• Exercise objective:
Only lines holding the word "components" should be copied from the material.

• Excerpt from a dataset:
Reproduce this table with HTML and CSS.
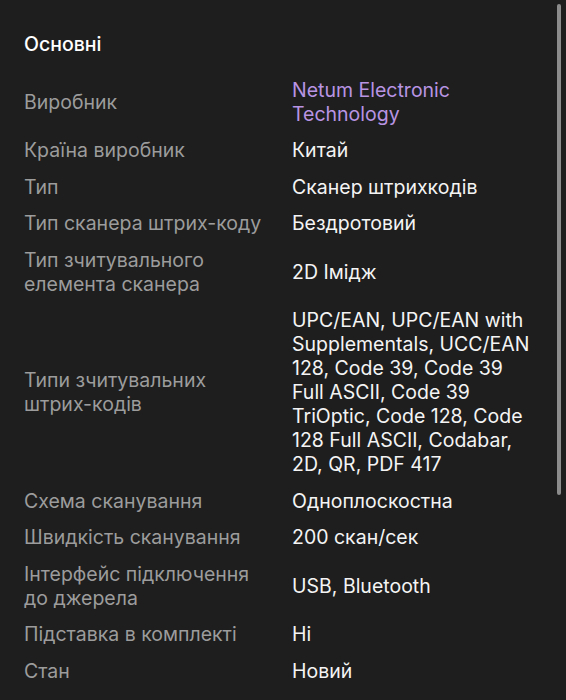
FILE: index.html
```html
<!DOCTYPE html>
<html lang="uk">
<head>
<meta charset="utf-8">
<link rel="stylesheet" href="styles.css">
</head>
<body>
<main class="panel">
  <h2 class="title">Основні</h2>
  <dl class="specs">
    <div class="row"><dt>Виробник</dt><dd class="link">Netum Electronic Technology</dd></div>
    <div class="row"><dt>Країна виробник</dt><dd>Китай</dd></div>
    <div class="row"><dt>Тип</dt><dd>Сканер штрихкодів</dd></div>
    <div class="row"><dt>Тип сканера штрих-коду</dt><dd>Бездротовий</dd></div>
    <div class="row"><dt>Тип зчитувального елемента сканера</dt><dd>2D Імідж</dd></div>
    <div class="row"><dt>Типи зчитувальних штрих-кодів</dt><dd>UPC/EAN, UPC/EAN with Supplementals, UCC/EAN 128, Code 39, Code 39 Full ASCII, Code 39 TriOptic, Code 128, Code 128 Full ASCII, Codabar, 2D, QR, PDF 417</dd></div>
    <div class="row"><dt>Схема сканування</dt><dd>Одноплоскостна</dd></div>
    <div class="row"><dt>Швидкість сканування</dt><dd>200 скан/сек</dd></div>
    <div class="row"><dt>Інтерфейс підключення до джерела</dt><dd>USB, Bluetooth</dd></div>
    <div class="row"><dt>Підставка в комплекті</dt><dd>Ні</dd></div>
    <div class="row"><dt>Стан</dt><dd>Новий</dd></div>
  </dl>
</main>
<div class="scrollbar"></div>
</body>
</html>
```

FILE: styles.css
```css
html, body {
  margin: 0;
  padding: 0;
  background: #1e1e1e;
  height: 100%;
  overflow: hidden;
}
body {
  font-family: Inter, "Noto Sans", sans-serif;
  font-size: 19.5px;
  line-height: 24px;
  color: #f4f4f4;
  position: relative;
}
.panel {
  padding: 32px 24px 0 24px;
}
.title {
  margin: 0 0 21.5px 0;
  font-size: 19.5px;
  font-weight: 500;
  line-height: 24px;
  color: #ffffff;
}
.specs {
  margin: 0;
  display: flex;
  flex-direction: column;
  gap: 12.5px;
}
.row {
  display: grid;
  grid-template-columns: 268px 244px;
  align-items: center;
}
dt {
  color: #9c9c9c;
  margin: 0;
  padding-right: 14px;
}
dd {
  margin: 0;
  color: #f4f4f4;
}
dd.link {
  color: #b894e3;
}
.scrollbar {
  position: absolute;
  left: 557px;
  top: 4px;
  width: 4px;
  height: 491px;
  border-radius: 2px;
  background: #8c8c8c;
}
```
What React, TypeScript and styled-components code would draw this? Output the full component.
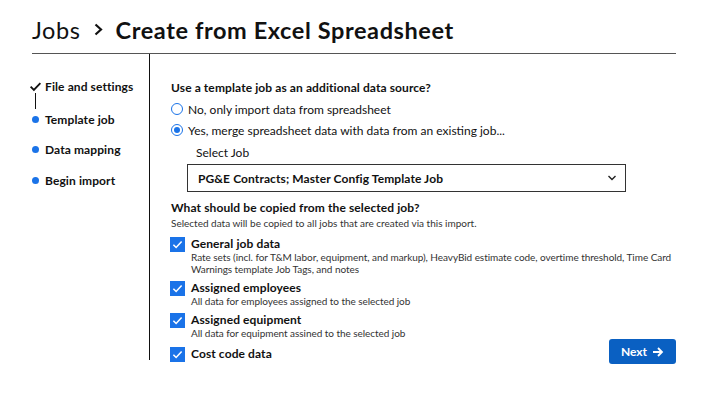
import React, { useState } from "react";
import styled, { createGlobalStyle } from "styled-components";

const GlobalStyle = createGlobalStyle`
    body {
        margin: 0;
        background: #ffffff;
        font-family: "Lato", "Liberation Sans", sans-serif;
        color: #111111;
    }
`;

const Page = styled.div`
    padding: 0 33px 34px 32px;
`;

const Header = styled.header`
    height: 54px;
    display: flex;
    align-items: center;
    border-bottom: 1px solid #555555;
    padding-top: 6px;
    box-sizing: border-box;
`;

const Title = styled.h1`
    margin: 0;
    font-size: 23.5px;
    font-weight: 400;
    letter-spacing: 0.6px;
    display: flex;
    align-items: center;
    gap: 12px;
    b {
        font-weight: 700;
    }
`;

const Body = styled.div`
    display: flex;
    height: 306px;
`;

const Sidebar = styled.nav`
    flex: none;
    width: 120px;
    border-right: 1px solid #111111;
    padding-top: 25px;
    box-sizing: border-box;
    margin-left: -2px;
`;

const Step = styled.div<{ $gap: number }>`
    display: flex;
    align-items: center;
    gap: 4px;
    height: 14px;
    margin-bottom: ${(p) => p.$gap}px;
    font-size: 12px;
    font-weight: 700;
    letter-spacing: 0.1px;
    white-space: nowrap;
`;

const Marker = styled.span`
    width: 11px;
    display: flex;
    justify-content: center;
    position: relative;
    svg {
        flex: none;
    }
`;

const Dot = styled.span`
    width: 7px;
    height: 7px;
    border-radius: 50%;
    background: #1a73e8;
`;

const Connector = styled.span`
    position: absolute;
    left: 5px;
    top: 13px;
    width: 1px;
    height: 16px;
    background: #111111;
`;

const Main = styled.main`
    flex: 1;
    padding: 27px 0 0 21px;
`;

const Question = styled.div`
    font-size: 12px;
    font-weight: 700;
    line-height: 14px;
    letter-spacing: 0.1px;
`;

const Hint = styled.div`
    font-size: 10px;
    line-height: 12px;
    color: #333333;
    margin-top: 2px;
`;

const RadioRow = styled.label`
    display: flex;
    align-items: center;
    gap: 5px;
    font-size: 12px;
    height: 14px;
    margin-top: 7px;
    cursor: pointer;
`;

const RadioCircle = styled.span<{ $on: boolean }>`
    width: 10px;
    height: 10px;
    border-radius: 50%;
    border: 1px solid #1a73e8;
    display: flex;
    align-items: center;
    justify-content: center;
    &::after {
        content: "";
        width: 6px;
        height: 6px;
        border-radius: 50%;
        background: ${(p) => (p.$on ? "#1a73e8" : "transparent")};
    }
`;

const SelectLabel = styled.div`
    font-size: 12px;
    margin: 8px 0 0 25px;
`;

const SelectBox = styled.div`
    margin: 4px 0 0 16px;
    width: 439px;
    height: 28px;
    box-sizing: border-box;
    border: 1px solid #333333;
    display: flex;
    align-items: center;
    justify-content: space-between;
    padding: 0 8px 0 10px;
    font-size: 12px;
    font-weight: 700;
    letter-spacing: 0.1px;
`;

const Section = styled.div`
    margin-top: 9px;
`;

const CheckRow = styled.label<{ $first?: boolean }>`
    display: flex;
    gap: 6px;
    margin-top: ${(p) => (p.$first ? 8 : 6)}px;
    cursor: pointer;
`;

const Box = styled.span<{ $on: boolean }>`
    width: 15px;
    height: 15px;
    flex: none;
    margin-left: -1px;
    background: ${(p) => (p.$on ? "#1a73e8" : "#ffffff")};
    border: ${(p) => (p.$on ? "none" : "1px solid #1a73e8")};
    box-sizing: border-box;
    display: flex;
    align-items: center;
    justify-content: center;
`;

const CheckText = styled.div`
    font-size: 12px;
    font-weight: 700;
    line-height: 14px;
    letter-spacing: 0.1px;
    span {
        display: block;
        font-size: 10px;
        font-weight: 400;
        line-height: 12px;
        letter-spacing: -0.05px;
        color: #333333;
    }
`;

const Footer = styled.div`
    display: flex;
    justify-content: space-between;
    align-items: flex-end;
`;

const NextButton = styled.button`
    margin-bottom: -2px;
    width: 67px;
    height: 25px;
    border: none;
    border-radius: 3px;
    background: #0a60c2;
    color: #ffffff;
    font-family: inherit;
    font-size: 12px;
    font-weight: 700;
    display: flex;
    align-items: center;
    justify-content: center;
    gap: 5px;
`;

const Check = ({ color = "#ffffff", size = 11 }: { color?: string; size?: number }) => (
    <svg width={size} height={size} viewBox="0 0 12 12" fill="none">
        <path d="M1.5 6.2 L4.5 9.2 L10.5 2.8" stroke={color} strokeWidth="1.7" />
    </svg>
);

const steps = ["File and settings", "Template job", "Data mapping", "Begin import"];

const options = [
    {
        id: "general",
        label: "General job data",
        desc: "Rate sets (incl. for T&M labor, equipment, and markup), HeavyBid estimate code, overtime threshold, Time Card Warnings template Job Tags, and notes",
    },
    { id: "employees", label: "Assigned employees", desc: "All data for employees assigned to the selected job" },
    { id: "equipment", label: "Assigned equipment", desc: "All data for equipment assined to the selected job" },
    { id: "costcode", label: "Cost code data", desc: "" },
];

function App() {
    const [merge, setMerge] = useState(true);
    const [checked, setChecked] = useState<Record<string, boolean>>({
        general: true,
        employees: true,
        equipment: true,
        costcode: true,
    });

    const renderOption = (o: (typeof options)[number], i: number) => (
        <CheckRow
            key={o.id}
            $first={i === 0}
            onClick={() => setChecked({ ...checked, [o.id]: !checked[o.id] })}
        >
            <Box $on={checked[o.id]}>{checked[o.id] && <Check />}</Box>
            <CheckText>
                {o.label}
                {o.desc && <span>{o.desc}</span>}
            </CheckText>
        </CheckRow>
    );

    const last = options.length - 1;

    return (
        <Page>
            <GlobalStyle />
            <Header>
                <Title>
                    Jobs
                    <svg width="11" height="13" viewBox="0 0 11 13" fill="none">
                        <path d="M2.5 1.5 L8 6.5 L2.5 11.5" stroke="#111" strokeWidth="2.2" />
                    </svg>
                    <b>Create from Excel Spreadsheet</b>
                </Title>
            </Header>
            <Body>
                <Sidebar>
                    {steps.map((s, i) => (
                        <Step key={s} $gap={i === 0 ? 19 : i === 1 ? 16 : 17}>
                            <Marker>
                                {i === 0 ? (
                                    <>
                                        <Check color="#111111" size={13} />
                                        <Connector />
                                    </>
                                ) : (
                                    <Dot />
                                )}
                            </Marker>
                            {s}
                        </Step>
                    ))}
                </Sidebar>
                <Main>
                    <Question>Use a template job as an additional data source?</Question>
                    <RadioRow onClick={() => setMerge(false)}>
                        <RadioCircle $on={!merge} />
                        No, only import data from spreadsheet
                    </RadioRow>
                    <RadioRow onClick={() => setMerge(true)}>
                        <RadioCircle $on={merge} />
                        Yes, merge spreadsheet data with data from an existing job...
                    </RadioRow>
                    <SelectLabel>Select Job</SelectLabel>
                    <SelectBox>
                        PG&amp;E Contracts; Master Config Template Job
                        <svg width="10" height="8" viewBox="0 0 10 8" fill="none">
                            <path d="M1.5 2 L5 5.5 L8.5 2" stroke="#222" strokeWidth="1.4" />
                        </svg>
                    </SelectBox>
                    <Section>
                        <Question>What should be copied from the selected job?</Question>
                        <Hint>Selected data will be copied to all jobs that are created via this import.</Hint>
                    </Section>
                    {options.slice(0, last).map(renderOption)}
                    <Footer>
                        {renderOption(options[last], last)}
                        <NextButton>
                            Next
                            <svg width="12" height="12" viewBox="0 0 12 12" fill="none">
                                <path d="M1 6 H10 M6 2 L10 6 L6 10" stroke="#fff" strokeWidth="1.8" />
                            </svg>
                        </NextButton>
                    </Footer>
                </Main>
            </Body>
        </Page>
    );
}

export default App;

• Correct answer:
What React, TypeScript and styled-components code would draw this? Output the full component.
import styled, { createGlobalStyle } from "styled-components";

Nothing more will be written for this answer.